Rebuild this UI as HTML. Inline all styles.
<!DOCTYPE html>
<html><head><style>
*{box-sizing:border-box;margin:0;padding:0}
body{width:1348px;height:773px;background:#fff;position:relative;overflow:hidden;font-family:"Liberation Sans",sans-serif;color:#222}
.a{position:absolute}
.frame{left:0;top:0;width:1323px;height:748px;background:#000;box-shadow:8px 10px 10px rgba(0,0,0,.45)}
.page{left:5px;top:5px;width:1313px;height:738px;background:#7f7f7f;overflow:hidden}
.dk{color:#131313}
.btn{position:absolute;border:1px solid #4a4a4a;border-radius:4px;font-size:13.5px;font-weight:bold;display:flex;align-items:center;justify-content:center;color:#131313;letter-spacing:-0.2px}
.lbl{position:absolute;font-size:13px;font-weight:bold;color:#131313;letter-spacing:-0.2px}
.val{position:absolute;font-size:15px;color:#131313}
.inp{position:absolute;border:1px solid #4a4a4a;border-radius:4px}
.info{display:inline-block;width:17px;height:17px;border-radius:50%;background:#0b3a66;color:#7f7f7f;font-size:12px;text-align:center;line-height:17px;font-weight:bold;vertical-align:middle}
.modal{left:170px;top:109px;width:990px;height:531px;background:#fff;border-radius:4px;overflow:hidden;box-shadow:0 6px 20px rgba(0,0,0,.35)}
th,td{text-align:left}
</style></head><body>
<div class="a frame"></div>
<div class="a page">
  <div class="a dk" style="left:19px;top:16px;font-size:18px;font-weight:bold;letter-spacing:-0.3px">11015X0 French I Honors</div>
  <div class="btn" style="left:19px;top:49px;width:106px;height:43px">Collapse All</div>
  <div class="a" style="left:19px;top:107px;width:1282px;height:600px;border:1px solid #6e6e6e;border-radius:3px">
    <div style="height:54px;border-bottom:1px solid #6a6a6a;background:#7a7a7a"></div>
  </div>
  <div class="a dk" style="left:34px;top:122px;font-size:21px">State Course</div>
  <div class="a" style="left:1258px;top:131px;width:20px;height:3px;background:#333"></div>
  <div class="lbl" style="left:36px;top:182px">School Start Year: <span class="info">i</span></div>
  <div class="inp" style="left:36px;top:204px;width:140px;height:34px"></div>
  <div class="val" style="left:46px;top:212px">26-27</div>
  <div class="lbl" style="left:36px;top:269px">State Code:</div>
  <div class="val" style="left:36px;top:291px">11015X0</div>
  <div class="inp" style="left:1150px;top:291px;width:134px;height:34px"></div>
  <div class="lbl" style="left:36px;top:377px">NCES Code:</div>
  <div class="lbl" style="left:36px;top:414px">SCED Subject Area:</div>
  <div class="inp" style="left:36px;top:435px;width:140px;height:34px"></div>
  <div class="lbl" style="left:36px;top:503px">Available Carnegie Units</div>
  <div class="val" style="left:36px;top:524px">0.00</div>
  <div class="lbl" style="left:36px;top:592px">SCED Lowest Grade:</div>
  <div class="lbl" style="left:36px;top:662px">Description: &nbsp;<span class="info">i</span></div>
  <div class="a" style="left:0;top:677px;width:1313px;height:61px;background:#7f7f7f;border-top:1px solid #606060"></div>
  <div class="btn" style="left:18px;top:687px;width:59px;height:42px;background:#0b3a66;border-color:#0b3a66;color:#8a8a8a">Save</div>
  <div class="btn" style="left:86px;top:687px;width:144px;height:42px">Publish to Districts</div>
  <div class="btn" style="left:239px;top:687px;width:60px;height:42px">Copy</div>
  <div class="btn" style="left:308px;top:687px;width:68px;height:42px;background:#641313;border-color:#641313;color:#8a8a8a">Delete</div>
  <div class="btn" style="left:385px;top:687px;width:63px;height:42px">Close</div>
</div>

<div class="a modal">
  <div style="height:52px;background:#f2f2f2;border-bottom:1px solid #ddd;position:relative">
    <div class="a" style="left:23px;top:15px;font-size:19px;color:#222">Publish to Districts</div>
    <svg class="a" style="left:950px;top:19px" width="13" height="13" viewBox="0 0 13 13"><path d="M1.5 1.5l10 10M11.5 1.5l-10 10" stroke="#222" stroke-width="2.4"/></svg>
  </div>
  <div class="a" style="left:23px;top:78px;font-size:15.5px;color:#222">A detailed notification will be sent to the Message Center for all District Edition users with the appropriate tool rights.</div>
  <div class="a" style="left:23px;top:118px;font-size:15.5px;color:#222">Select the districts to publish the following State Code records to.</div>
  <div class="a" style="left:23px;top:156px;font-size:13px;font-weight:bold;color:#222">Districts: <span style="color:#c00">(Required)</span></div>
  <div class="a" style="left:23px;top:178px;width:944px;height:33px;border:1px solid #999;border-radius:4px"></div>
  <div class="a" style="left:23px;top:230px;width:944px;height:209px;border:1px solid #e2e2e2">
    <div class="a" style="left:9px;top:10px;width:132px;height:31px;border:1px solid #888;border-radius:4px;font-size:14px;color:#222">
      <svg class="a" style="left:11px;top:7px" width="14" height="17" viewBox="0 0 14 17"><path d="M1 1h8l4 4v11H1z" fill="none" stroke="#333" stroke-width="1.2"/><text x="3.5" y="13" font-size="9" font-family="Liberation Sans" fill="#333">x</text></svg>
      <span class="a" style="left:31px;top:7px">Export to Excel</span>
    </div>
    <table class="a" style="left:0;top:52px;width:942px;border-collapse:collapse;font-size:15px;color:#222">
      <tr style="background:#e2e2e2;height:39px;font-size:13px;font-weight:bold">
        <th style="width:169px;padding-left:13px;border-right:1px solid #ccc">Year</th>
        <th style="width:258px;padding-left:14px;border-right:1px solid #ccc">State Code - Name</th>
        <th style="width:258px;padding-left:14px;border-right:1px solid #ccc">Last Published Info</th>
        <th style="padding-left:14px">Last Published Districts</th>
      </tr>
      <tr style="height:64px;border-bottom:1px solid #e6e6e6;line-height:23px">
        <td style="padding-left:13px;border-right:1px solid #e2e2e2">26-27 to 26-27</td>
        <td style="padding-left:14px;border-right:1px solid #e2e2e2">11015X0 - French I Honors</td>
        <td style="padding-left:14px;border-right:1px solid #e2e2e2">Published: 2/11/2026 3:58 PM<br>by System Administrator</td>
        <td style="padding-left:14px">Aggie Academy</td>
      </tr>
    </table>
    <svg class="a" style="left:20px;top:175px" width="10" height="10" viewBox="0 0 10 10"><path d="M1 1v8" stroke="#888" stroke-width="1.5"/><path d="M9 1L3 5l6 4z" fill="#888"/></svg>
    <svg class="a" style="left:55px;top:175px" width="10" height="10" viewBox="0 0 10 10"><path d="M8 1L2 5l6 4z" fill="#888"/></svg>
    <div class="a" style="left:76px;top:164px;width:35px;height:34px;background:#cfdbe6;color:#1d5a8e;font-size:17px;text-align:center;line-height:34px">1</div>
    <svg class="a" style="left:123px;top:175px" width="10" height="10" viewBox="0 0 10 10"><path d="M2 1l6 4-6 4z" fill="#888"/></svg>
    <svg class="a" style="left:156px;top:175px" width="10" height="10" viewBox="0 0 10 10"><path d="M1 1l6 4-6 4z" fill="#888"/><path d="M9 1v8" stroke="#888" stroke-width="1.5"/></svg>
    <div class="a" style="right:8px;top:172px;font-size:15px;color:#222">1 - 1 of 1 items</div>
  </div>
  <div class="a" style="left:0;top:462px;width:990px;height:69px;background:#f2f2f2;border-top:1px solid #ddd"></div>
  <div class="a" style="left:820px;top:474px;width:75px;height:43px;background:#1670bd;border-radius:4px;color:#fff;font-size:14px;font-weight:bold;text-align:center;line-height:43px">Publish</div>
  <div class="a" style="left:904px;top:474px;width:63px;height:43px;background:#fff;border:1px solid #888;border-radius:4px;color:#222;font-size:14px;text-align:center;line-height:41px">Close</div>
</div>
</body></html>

________________________

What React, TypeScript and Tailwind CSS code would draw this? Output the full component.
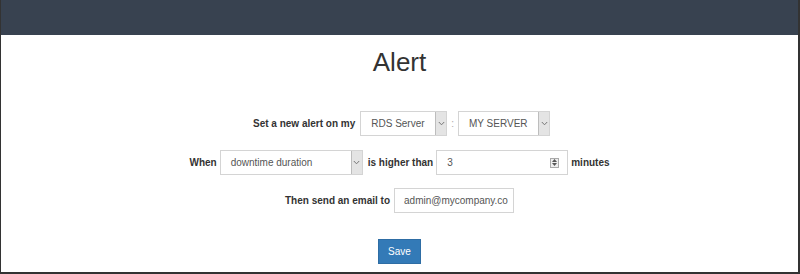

________________________

**What you should do**: Some lines of the data may hold the word "this". Say how many do, with nothing else.

**Task output**: 2